A True 4x4 MIMO Radio

The radio side is where QuadRF really flexes. It's a 4x4 MIMO design — four receive and four transmit chains operating in full duplex. It covers the 4.9 to 6.0 GHz C-Band range, supports up to 40 MHz of bandwidth per antenna, and can transmit up to 1 watt per antenna. That's a serious, flexible radio front end for experimentation, and having four independent chains opens the door to direction-finding, beamforming experiments, and spatial analysis that single-channel SDRs simply can't do.

The Augmented-Reality Twist

Here's the feature that makes QuadRF special. Through a companion phone or laptop app, the tile renders a live RF overlay at 30 FPS, so you can pan your device around a space and watch radio signals appear as a visual layer on top of the real world. For teaching, debugging wireless setups, or just satisfying pure curiosity, turning abstract electromagnetic activity into something you can *look at* is a wonderful bit of design.

Pricing and Availability

The campaign is refreshingly concrete about the details. The base kit is priced at $499, with a $159 mobile expansion pack and a $594 six-pack option for larger arrays, against a $100,000 Crowd Supply funding goal. Units are expected to ship around the end of September 2026. As always with crowdfunding, the smart move is to treat timelines as targets, but the specificity here is a good sign of a well-planned project.
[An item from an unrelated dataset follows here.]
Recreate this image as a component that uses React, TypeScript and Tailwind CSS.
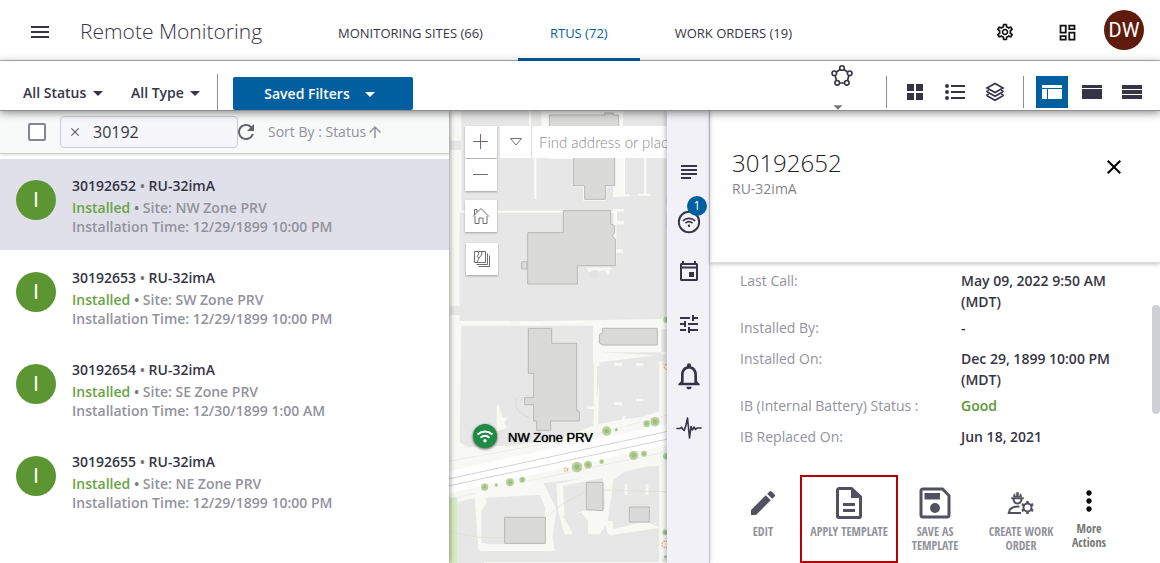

Why This Kind of Build Matters

Projects like QuadRF are the beating heart of the Raspberry Pi ecosystem. They take accessible hardware and stretch it into territory that used to require expensive lab gear, putting advanced SDR experimentation within reach of hobbyists, students, and engineers. That democratization is exactly what keeps the maker community so vibrant.

The Takeaway

QuadRF is a standout maker project: a powerful 4x4 MIMO software-defined radio that transforms a Raspberry Pi 5 into a real-time window onto the invisible world of radio. It's clever, ambitious, and genuinely fun — the kind of build that reminds you just how much creativity a small computer can unlock.